1. Isolation Forest detected 73 errors while Local Outlier Factor model detected 97 errors. This shows us that the Isolation Forest Method is the best one between the two. Isolation Forest Method also had a higher accuracy of 99.74% while Local outlier factor had an accuracy of 99.65%. 
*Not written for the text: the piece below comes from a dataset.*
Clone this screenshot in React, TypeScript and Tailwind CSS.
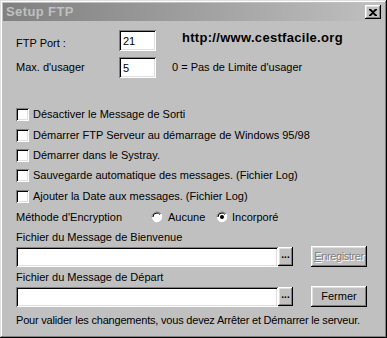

1. When comparing error precision & recall for 3 models , the Isolation Forest performed much better than the LOF as we can see that the detection of fraud cases is around 27 % versus LOF detection rate of just 2%. Isolation Forest correctly detected 13 fraudulent transactions when LOF only detected 1.  So,Isolation Forest Method performed much better in determining the fraud cases which is around 30%.
1. We can improve on this accuracy by increasing the sample size or use deep learning algorithms however at the cost of computational expense. We can also use complex anomaly detection models to get better accuracy in determining more fraudulent cases.